Rest and Play

I’m getting really good at resting. I can make a whole morning disappear in the blink of an eye and all I’ve done is eat breakfast, look at the sky, read a chapter of a book and snuggle a cat. Before I know it, lunch time arrives and then I can maybe go for a walk, read another chapter, have more cat snuggles. You get the drift. But why did it take so long to learn this particular skill? And how come I still need to shake off a dusting of guilt now and then when I finally stop working or doing ‘useful’ things, and just sit?

It could be a mix of Protestant work ethic, patriarchal expectations and my own sense of self. I need to do something to feel reward; I need to be useful before I deserve a rest. And there’s the rub – resting feels different when it’s a choice, when it follows a fulfilling time, whether that be work, social engagements or anything in between. To stop and say ‘ah, that was good, that went well, I think I’ll have a cup of tea and a chocolate biscuit now’. Those are the precious times of rest when our minds, as well as our bodies, get the recharge they need. We come out ready to move once again.

But if times of stopping are pushed on us – through redundancy, or unemployment, or ill-health – it feels very different. The lingering lie-in is depressing (because it happens every day), the collapse onto the sofa is sad.  It’s as if guilt and low self-worth rob our rest of its potential for fulfilment. 

Psychologists have a term for this: resting guilt. When we stop to take a break, sit down, put the kettle on, whatever that looks like for each person, the accompanying guilt takes a seat beside us and shakes its judgmental head. We rush the tea, can’t concentrate on the book, don’t notice the clouds in the sky. And soon ‘get back to it’ without feeling refreshed at all. 

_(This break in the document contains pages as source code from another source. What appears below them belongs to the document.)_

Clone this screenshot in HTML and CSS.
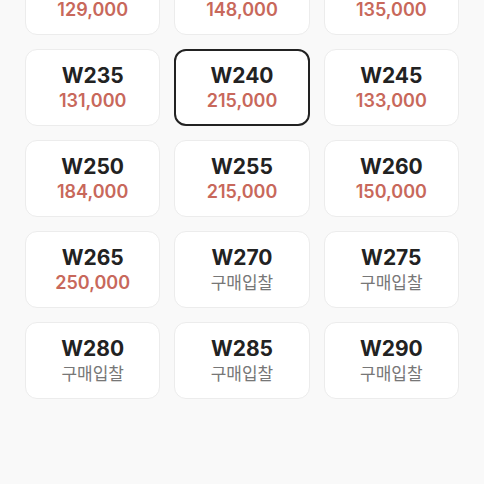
FILE: index.html
```html
<!DOCTYPE html>
<html lang="ko">
<head>
  <meta charset="UTF-8" />
  <meta name="viewport" content="width=device-width, initial-scale=1.0" />
  <title>사이즈 선택</title>
  <link rel="stylesheet" href="styles.css">
</head>
<body>
  <div class="size-grid">
    <div class="size-card"><span class="size">W220</span><span class="price">129,000</span></div>
    <div class="size-card"><span class="size">W225</span><span class="price">148,000</span></div>
    <div class="size-card"><span class="size">W230</span><span class="price">135,000</span></div>

    <div class="size-card"><span class="size">W235</span><span class="price">131,000</span></div>
    <div class="size-card selected"><span class="size">W240</span><span class="price">215,000</span></div>
    <div class="size-card"><span class="size">W245</span><span class="price">133,000</span></div>

    <div class="size-card"><span class="size">W250</span><span class="price">184,000</span></div>
    <div class="size-card"><span class="size">W255</span><span class="price">215,000</span></div>
    <div class="size-card"><span class="size">W260</span><span class="price">150,000</span></div>

    <div class="size-card"><span class="size">W265</span><span class="price">250,000</span></div>
    <div class="size-card"><span class="size">W270</span><span class="price empty">구매입찰</span></div>
    <div class="size-card"><span class="size">W275</span><span class="price empty">구매입찰</span></div>

    <div class="size-card"><span class="size">W280</span><span class="price empty">구매입찰</span></div>
    <div class="size-card"><span class="size">W285</span><span class="price empty">구매입찰</span></div>
    <div class="size-card"><span class="size">W290</span><span class="price empty">구매입찰</span></div>
  </div>
</body>
</html>
```
FILE: styles.css
```css
* {
  box-sizing: border-box;
}

body {
  margin: 0;
  background: #f9f9f9;
  font-family: Inter, "Noto Sans CJK KR", sans-serif;
}

.size-grid {
  display: grid;
  grid-template-columns: repeat(3, 1fr);
  gap: 14px;
  padding: 0 25px;
  margin-top: -42px;
}

.size-card {
  height: 77px;
  background: #fff;
  border: 1px solid #ececec;
  border-radius: 12px;
  display: flex;
  flex-direction: column;
  align-items: center;
  justify-content: center;
}

.size-card.selected {
  border: 2px solid #222;
}

.size {
  font-size: 21px;
  font-weight: 700;
  color: #222;
  line-height: 26px;
}

.price {
  font-size: 18px;
  font-weight: 600;
  color: #c8685b;
  line-height: 24px;
}

.price.empty {
  font-size: 17px;
  font-weight: 400;
  color: #777;
}
```
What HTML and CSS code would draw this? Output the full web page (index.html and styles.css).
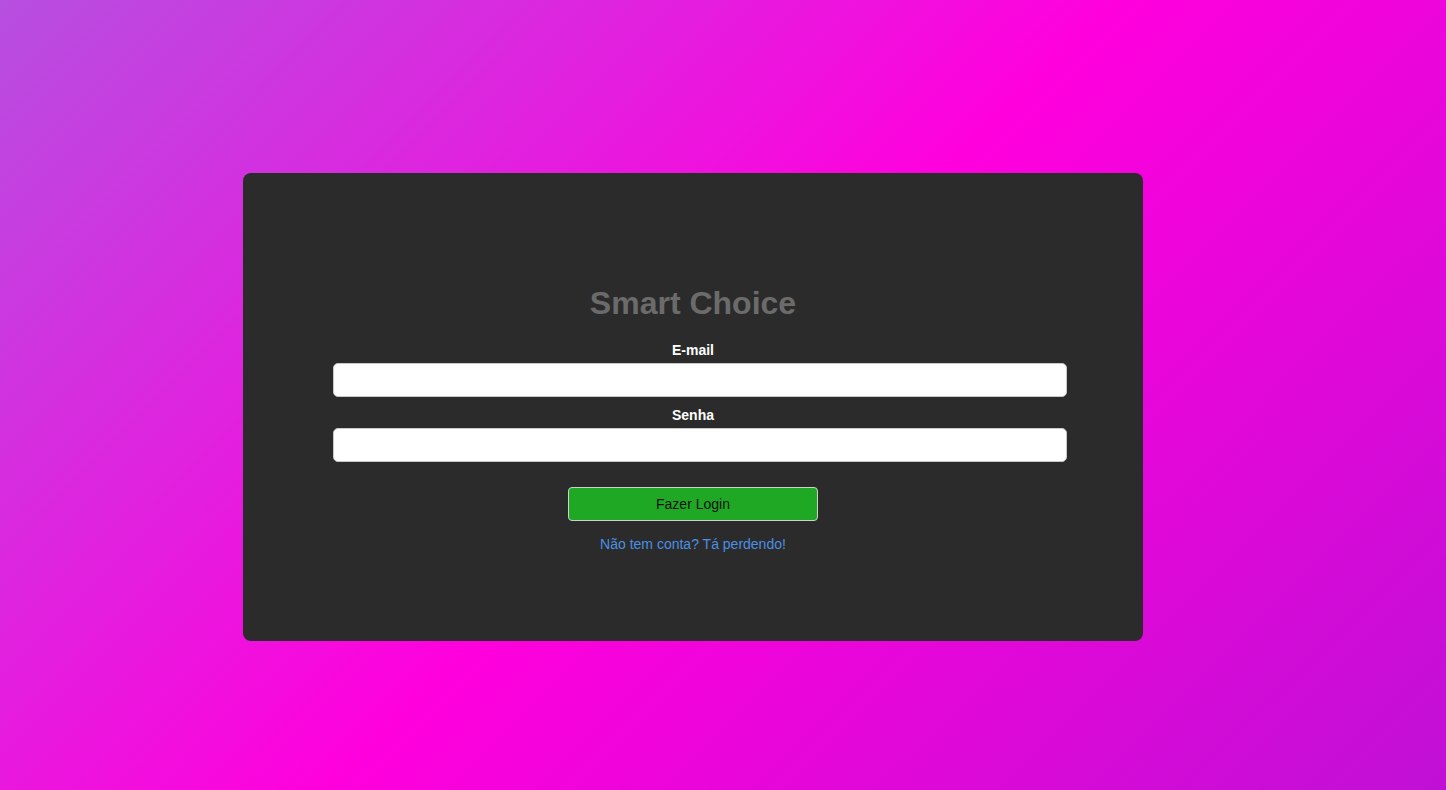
FILE: index.html
```html
<!DOCTYPE html>
<html lang="pt-BR">
<head>
<meta charset="UTF-8">
<title>Smart Choice</title>
<link rel="stylesheet" href="styles.css">
</head>
<body>
<main class="page">
  <section class="card">
    <form class="form">
      <h1 class="title">Smart Choice</h1>
      <label class="label" for="email">E-mail</label>
      <input class="input" id="email" type="email">
      <label class="label" for="senha">Senha</label>
      <input class="input" id="senha" type="password">
      <button class="btn" type="button">Fazer Login</button>
      <a class="link" href="#">Não tem conta? Tá perdendo!</a>
    </form>
  </section>
</main>
</body>
</html>
```
FILE: styles.css
```css
html, body {
  margin: 0;
  padding: 0;
  height: 100%;
}
body {
  font-family: "Liberation Sans", Arial, sans-serif;
  background: linear-gradient(135deg, #b64fe0 0%, #ff00dd 50%, #c010d5 100%);
  min-height: 100vh;
}
.page {
  padding: 173px 0 0 243px;
  box-sizing: border-box;
  height: 100vh;
}
.card {
  width: 900px;
  height: 468px;
  background: #2b2b2b;
  border-radius: 8px;
  display: flex;
  justify-content: center;
  box-sizing: border-box;
  padding-top: 110px;
}
.form {
  width: 720px;
  display: flex;
  flex-direction: column;
  align-items: center;
}
.title {
  margin: 0 0 19px;
  font-size: 32px;
  font-weight: bold;
  color: #6b6b6b;
  line-height: 40px;
}
.label {
  color: #ffffff;
  font-weight: bold;
  font-size: 14px;
  line-height: 16px;
  margin-bottom: 5px;
}
.input {
  align-self: flex-start;
  width: 734px;
  height: 34px;
  box-sizing: border-box;
  border: 1px solid #c8c8c8;
  border-radius: 5px;
  background: #ffffff;
  margin: 0 0 10px;
  padding: 0 8px;
  font-size: 14px;
}
.btn {
  margin-top: 15px;
  width: 250px;
  height: 34px;
  box-sizing: border-box;
  background: #1fa824;
  border: 1px solid #d0d0d0;
  border-radius: 4px;
  color: #111111;
  font-family: "Liberation Sans", Arial, sans-serif;
  font-size: 14px;
  cursor: pointer;
}
.link {
  margin-top: 15px;
  color: #4a90e2;
  font-size: 14px;
  line-height: 16px;
  text-decoration: none;
}
```
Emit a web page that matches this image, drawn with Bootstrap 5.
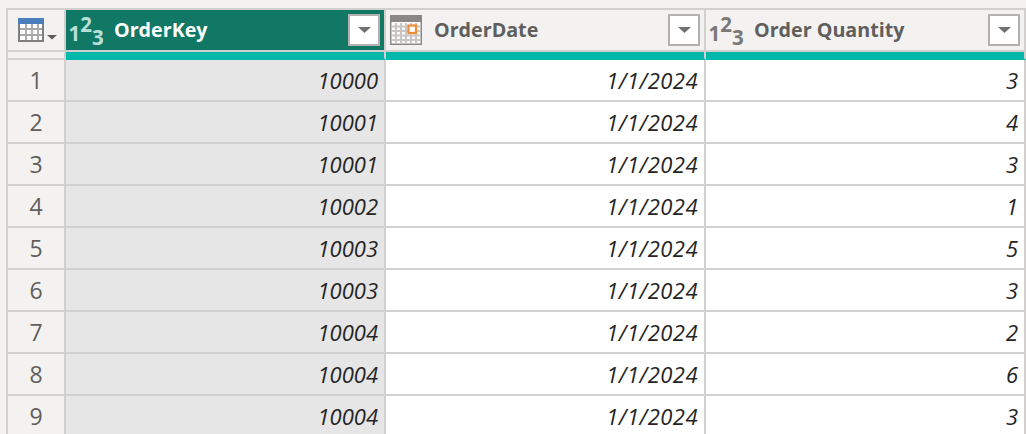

So now that I’ve mostly learned how to enjoy a day (or even an hour) off, I only need to watch the cats for a quick reminder lesson in how it’s done. Talk about relishing the joy of a lie-in, the happiness of a wintery afternoon wrapped in a blanket, the swaggering ease of a mooch around the garden. 

It’s never a waste to stop and make a cuppa. And your body, not to mention the people around you, will thank you. I’m reframing any ‘wasted time’ as ‘resting time’. Take this as your permission slip to do the same. 

Alarm Call

Not to make this blog a middle-aged moan but…something else has annoyed me and the New Year is still quite new. Sorry.

For many years now I’ve been woken from slumber by a soft whisper of Classic FM. I’m so clever that I set the alarm for four minutes past the hour so that I won’t hear the news. When I have to get up early, especially to get ready to lead reading groups in prison settings around the country, I need to awaken slowly and gently. I also have to admit that I tend to feel most unsteady in the mornings, when MS is taking its sweet time to bring my head into alignment. Slow and steady is the aim.

This detailed preamble is clearly leading to a terrible shock, isn’t it? One morning recently, instead of stringed instruments, a hideous (and loud) BUZZ shook me awake. It was incessant and just didn’t stop. It took several seconds to work out where (and who) I was, before I reached out and thumped the alarm. What was going on? I was cross all morning, grumpy over my bran flakes and even grumpier in rush hour traffic. It was just a terrible start to the day.

On researching the issue, having assumed my alarm clock was broken, it turns out that Classic FM no longer transmits on DAB radio. You need DAB+ now. Apologies again for sounding like an old biddy, but there’s nothing wrong with my little radio alarm – why do I need to get rid of it and buy something new? The answer, of course, is simple: capitalism. We live under its thrall and it’s ruling our lives with an iron fist. Built-in obsolescence? Check. Gadgets that no longer work after a year? Check. Inability to talk to friends and family, or do some work, until you buy the latest model? Check. It’s a bit depressing. In my day (sorry) we could open something up and get it fixed, keep things going for years. Now bulging landfills, everlasting plastics and cobalt mines are the only option. 

I was continuing to rant to myself until I approached the prison gates and remembered why I was there. Leading reading groups in these difficult places has opened my eyes to so much – about the world and about my place in it. Perspective is everything, and my hill of beans is very small indeed.